Another way to quantify model fit is to inspect the R-squared. In the lecture we discussed how the R-squared is a biased population estimator. Explain what it means for an estimator to be a biased population estimator.

R-squared is a biased population estimator. Here’s what that means:

Bias in Estimators:

An estimator is a function or procedure used to estimate an unknown population parameter based on a sample. Bias refers to a systematic difference between the average value of the estimator applied to many samples and the true population parameter it’s trying to estimate.

There are two main types of bias:

R-squared as a Biased Estimator:

R-squared, which measures the proportion of variance in the dependent variable explained by the independent variable(s) in a linear regression model, is known to be a positively biased estimator. This means:

7b.

Using the code below, show with a simulation study that the R-squared is a biased population estimator. Think about what the expected value for R-squared would be in case of this linear model lm(babies ~ flowers). Write a simulation study such that you simulate data, fit the linear model and obtain the R-squared value a 1000 times. Compare what you would expected R-squared to be to the mean R-squared found in the simulation study.

Hint: Does the predictor flowers effectively explain any of the variance in babies for this particular linear model?

n <- 7
birds <- 1:n
bees <- 1:n
babies <- birds + bees + rnorm(n)
flowers <- rnorm(n)
linearModel <- lm(babies ~ flowers)
# Set simulation parameters
simulations <- 1000
n <- 7  # Sample size (same as your example)

# Expected R-squared (since flowers doesn't explain variance)
expected_r2 <- 0  
expected_r2
## [1] 0
# Initialize vector to store R-squared values
sim_r2 <- rep(NA, simulations)

# Run simulations
for (i in 1:simulations) {
  # Simulate data (same structure as your example)
  birds <- 1:n
  bees <- 1:n
  babies <- birds + bees + rnorm(n)
  flowers <- rnorm(n)
  
  # Fit the linear model
  linearModel <- lm(babies ~ flowers)
  
  # Extract R-squared value
  sim_r2[i] <- summary(linearModel)$r.squared
}

# Calculate mean R-squared across simulations
mean_sim_r2 <- mean(sim_r2)
mean_sim_r2
## [1] 0.1567817

Running this code shows a mean R-squared value from the simulations that is slightly positive. This demonstrates the bias of R-squared. Even though the flowers variable doesn’t explain any variance, the R-squared values from individual simulations are not all exactly 0, leading to a positive average value when taking the mean.

8. (Bonus)

Continuation of question 3 and 5: We ran our simulation for one specific case of test data. It would be better to repeat the simulation a couple of times to ensure that indeed in many of our simulations the variance of the residuals [see question 5] is higher for the complex model compared to the simple model.
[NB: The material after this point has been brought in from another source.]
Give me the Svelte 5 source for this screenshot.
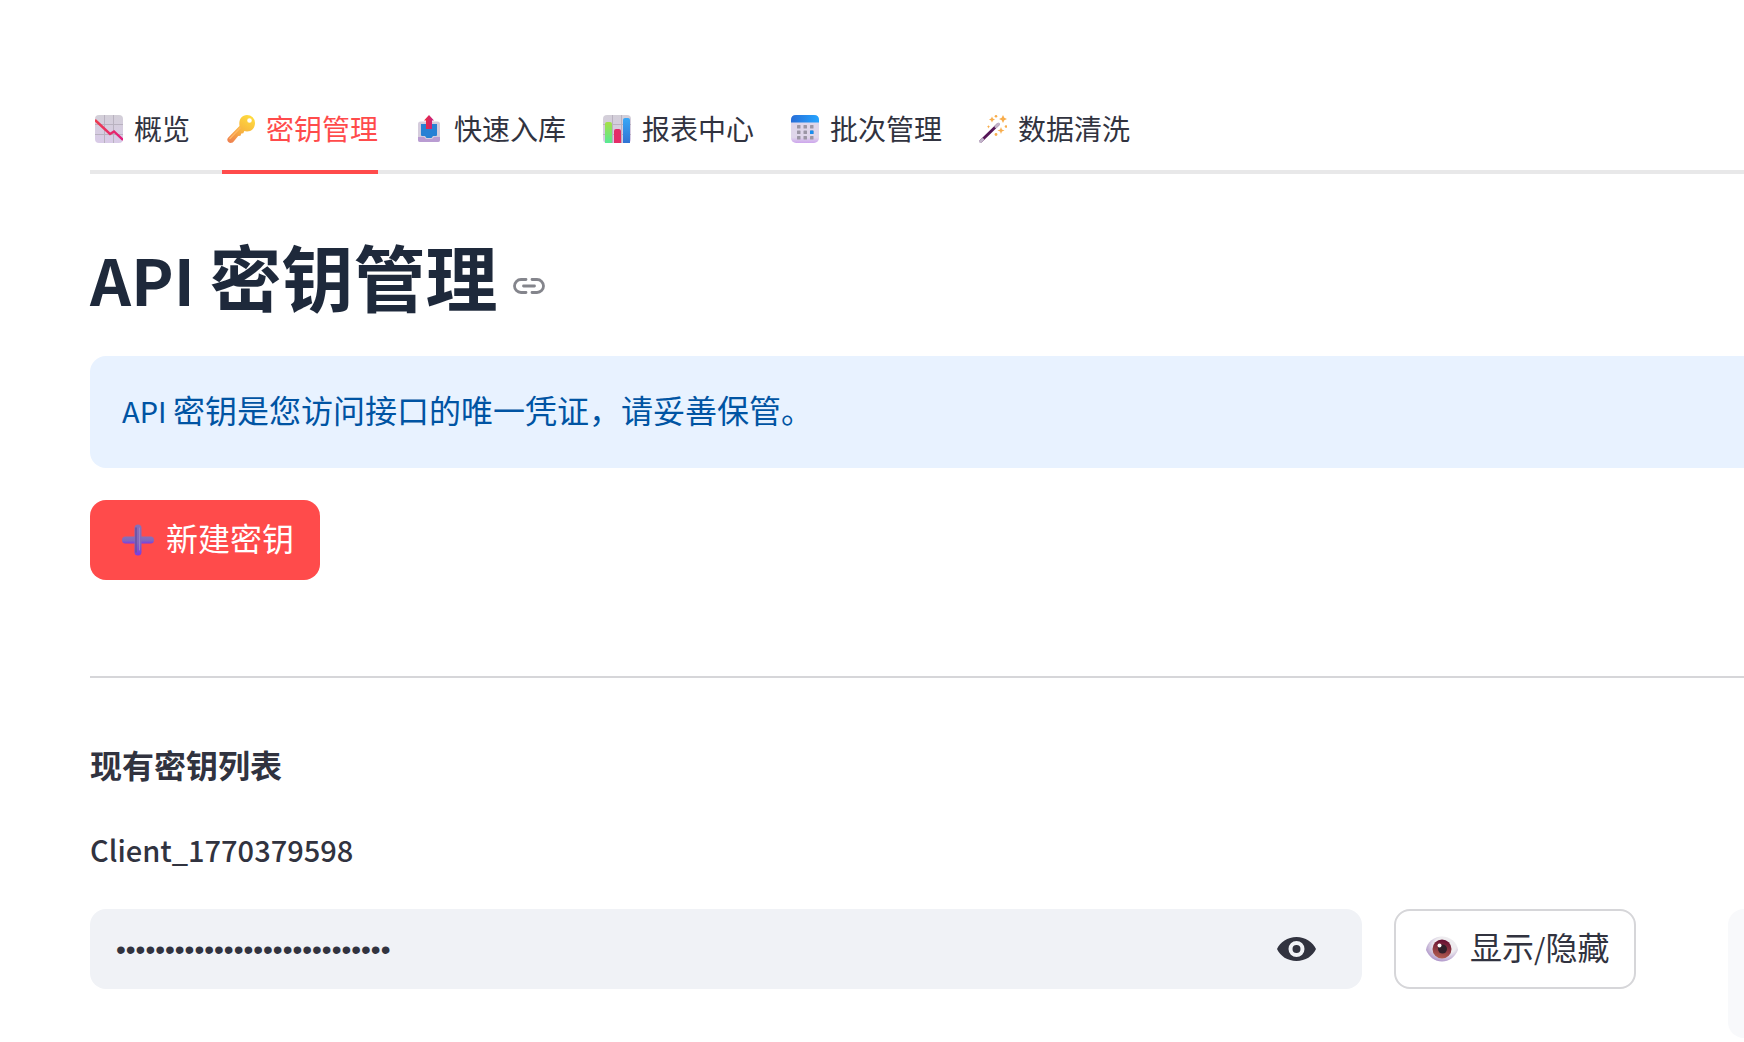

Set up a simulation in which we inspect the variance of the differences between the predictions and the observation for both the simple and the complex model for a 1000 simulated test datasets. Plot the variances of the residuals for both the simple and the complex model in a histogram. Describe what you see. Is the variance of the residuals higher for the complex model compared to the simple model?

# Set simulation parameters
simulations <- 1000
n <- 10  # Sample size

# Initialize vectors to store variances
simple_var_residuals <- numeric(simulations)
complex_var_residuals <- numeric(simulations)

# Run simulations
for (i in 1:simulations) {
  # Generate test data
  myData_test <- data.frame(
    x1 = runif(n, -1, 1),
    x2 = runif(n, 0, 3),
    x3 = rnorm(n),
    x4 = rnorm(n, 3, 1),
    x5 = runif(n, -3, 1),
    x6 = runif(n, -7, 1),
    x7 = rbinom(n, 10, .5),
    x8 = rbinom(n, 10, .05),
    x9 = runif(n, 1, 6),
    x10 = rnorm(n)
  )
  myData_test <- myData_test[order(myData_test$x4), ]
  myData_test$y_test <- 9 + -1.1 * myData_test$x4 + rnorm(n, 0, .9)
  
  # Predict y values for the test data using the simple model:
  simple_pred <- predict(simple_model, newdata = myData_test)
  
  # Predict y values for the test data using the complex model:
  complex_pred <- predict(complex_model, newdata = myData_test)
  
  # Calculate residuals for both models
  simple_residuals <- myData_test$y_test - simple_pred
  complex_residuals <- myData_test$y_test - complex_pred
  
  # Calculate variance of residuals for both models
  simple_var_residuals[i] <- var(simple_residuals)
  complex_var_residuals[i] <- var(complex_residuals)
}

# Plot histograms of variance of residuals
hist_data <- data.frame(
  Model = rep(c("Simple", "Complex"), each = simulations),
  Residual_Variance = c(simple_var_residuals, complex_var_residuals)
)

# Plot histogram
ggplot(hist_data, aes(x = Residual_Variance, fill = Model)) +
  geom_histogram( position = "identity") +
  labs(title = "Distribution of Residual Variances (Simple vs. Complex Model)",
       x = "Residual Variance", y = "Frequency") +
  scale_fill_manual(values = c("blue", "red")) +
  theme_minimal()
## `stat_bin()` using `bins = 30`. Pick better value with `binwidth`.

The variance of the residuals is higher for the complex model compared to the simple model.The distribution of residuals for the complex model (blue) appears to be wider than the distribution for the simple model (red)indicating more residuals falling farther from the predicted values. This wider spread suggests a higher variance in the residuals of the complex model. In simpler terms, the complex model’s predictions tend to deviate more from the actual values (y-test) compared to the simpler model.